→ **Record list**
*-*-*
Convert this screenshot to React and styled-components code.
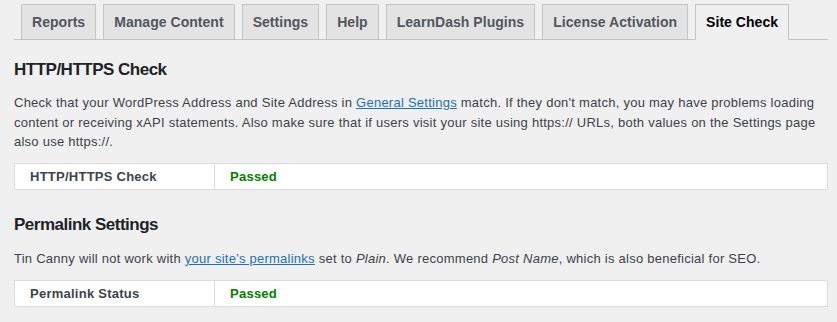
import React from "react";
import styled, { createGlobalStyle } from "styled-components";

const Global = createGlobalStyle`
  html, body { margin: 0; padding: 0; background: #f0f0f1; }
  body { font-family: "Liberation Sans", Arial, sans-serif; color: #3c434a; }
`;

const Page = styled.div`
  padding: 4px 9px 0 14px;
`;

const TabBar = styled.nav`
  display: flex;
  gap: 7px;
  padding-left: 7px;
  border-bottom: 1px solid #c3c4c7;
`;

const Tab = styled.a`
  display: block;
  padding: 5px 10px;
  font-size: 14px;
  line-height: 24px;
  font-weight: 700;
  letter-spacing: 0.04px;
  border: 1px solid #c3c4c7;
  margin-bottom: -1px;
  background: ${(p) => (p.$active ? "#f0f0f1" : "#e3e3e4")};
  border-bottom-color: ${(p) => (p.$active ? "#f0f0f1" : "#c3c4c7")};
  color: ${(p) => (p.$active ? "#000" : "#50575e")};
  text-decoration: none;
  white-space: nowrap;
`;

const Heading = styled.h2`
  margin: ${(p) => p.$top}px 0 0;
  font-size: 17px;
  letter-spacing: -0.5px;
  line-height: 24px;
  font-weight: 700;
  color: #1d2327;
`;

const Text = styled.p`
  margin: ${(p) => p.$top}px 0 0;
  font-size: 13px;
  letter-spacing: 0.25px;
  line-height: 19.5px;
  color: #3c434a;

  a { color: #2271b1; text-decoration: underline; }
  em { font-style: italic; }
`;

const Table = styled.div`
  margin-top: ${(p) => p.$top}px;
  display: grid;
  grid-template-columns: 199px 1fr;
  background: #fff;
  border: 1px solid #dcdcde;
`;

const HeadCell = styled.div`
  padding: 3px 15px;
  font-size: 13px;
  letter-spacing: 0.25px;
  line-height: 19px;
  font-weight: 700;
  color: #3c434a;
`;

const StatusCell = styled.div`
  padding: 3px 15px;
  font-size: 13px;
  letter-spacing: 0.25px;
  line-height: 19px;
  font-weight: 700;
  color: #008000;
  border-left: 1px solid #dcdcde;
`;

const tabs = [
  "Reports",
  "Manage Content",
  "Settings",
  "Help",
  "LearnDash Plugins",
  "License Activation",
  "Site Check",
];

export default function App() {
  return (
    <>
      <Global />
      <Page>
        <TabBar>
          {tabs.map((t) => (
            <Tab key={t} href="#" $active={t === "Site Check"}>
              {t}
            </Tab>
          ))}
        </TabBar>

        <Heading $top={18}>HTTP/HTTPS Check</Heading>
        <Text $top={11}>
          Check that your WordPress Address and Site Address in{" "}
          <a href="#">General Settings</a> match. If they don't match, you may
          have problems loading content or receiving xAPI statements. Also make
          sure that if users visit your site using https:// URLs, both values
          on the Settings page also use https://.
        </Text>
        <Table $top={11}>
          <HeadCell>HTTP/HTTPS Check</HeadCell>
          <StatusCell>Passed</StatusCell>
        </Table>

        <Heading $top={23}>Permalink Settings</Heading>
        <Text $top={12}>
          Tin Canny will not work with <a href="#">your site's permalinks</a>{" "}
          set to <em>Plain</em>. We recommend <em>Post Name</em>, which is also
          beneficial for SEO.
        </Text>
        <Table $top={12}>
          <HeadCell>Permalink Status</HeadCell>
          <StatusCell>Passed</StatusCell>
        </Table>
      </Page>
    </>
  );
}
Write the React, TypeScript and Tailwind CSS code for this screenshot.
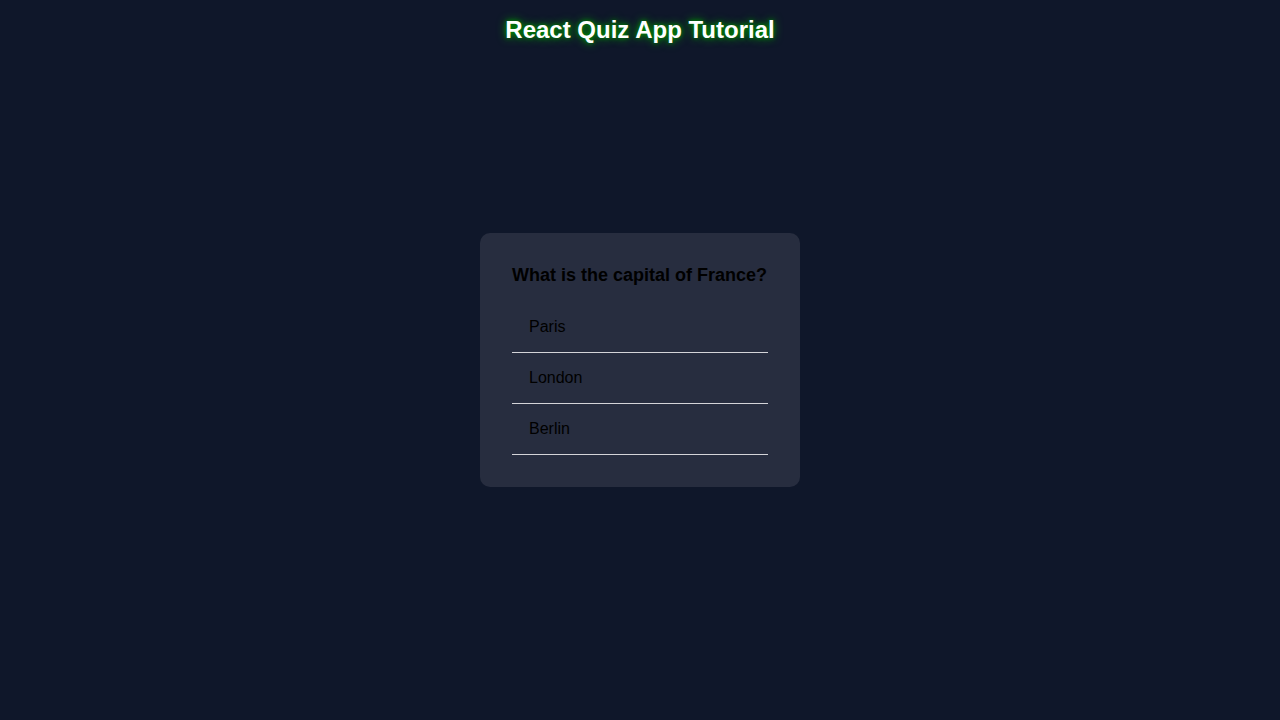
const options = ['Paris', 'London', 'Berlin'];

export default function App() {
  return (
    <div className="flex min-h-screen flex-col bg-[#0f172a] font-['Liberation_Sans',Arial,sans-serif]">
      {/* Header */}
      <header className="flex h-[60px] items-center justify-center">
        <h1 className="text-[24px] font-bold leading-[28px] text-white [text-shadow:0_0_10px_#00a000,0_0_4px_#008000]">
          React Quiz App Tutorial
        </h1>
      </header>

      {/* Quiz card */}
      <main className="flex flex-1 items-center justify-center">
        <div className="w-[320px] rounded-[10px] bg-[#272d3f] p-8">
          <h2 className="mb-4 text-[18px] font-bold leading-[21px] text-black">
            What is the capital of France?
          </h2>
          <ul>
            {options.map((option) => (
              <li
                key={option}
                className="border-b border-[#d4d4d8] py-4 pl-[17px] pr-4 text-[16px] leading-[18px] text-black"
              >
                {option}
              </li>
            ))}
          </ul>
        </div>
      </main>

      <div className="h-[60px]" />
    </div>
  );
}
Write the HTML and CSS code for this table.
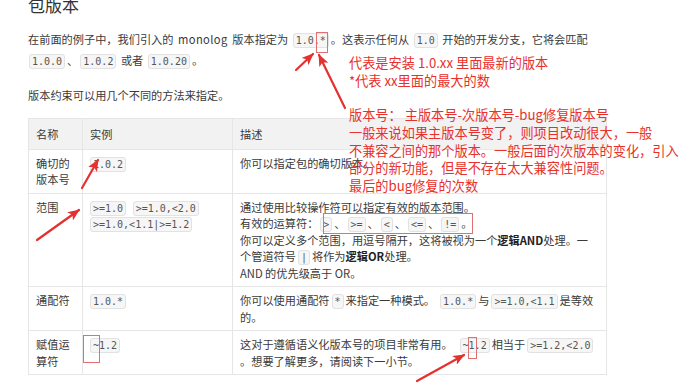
*-*-*
→ **Set task**
Copy each line of the records that contains the word "this".

→ **Solved problem**
Convert this screenshot to React and styled-components code.
Write the React, TypeScript and Tailwind CSS code for this screenshot.
Write the HTML and CSS code for this table.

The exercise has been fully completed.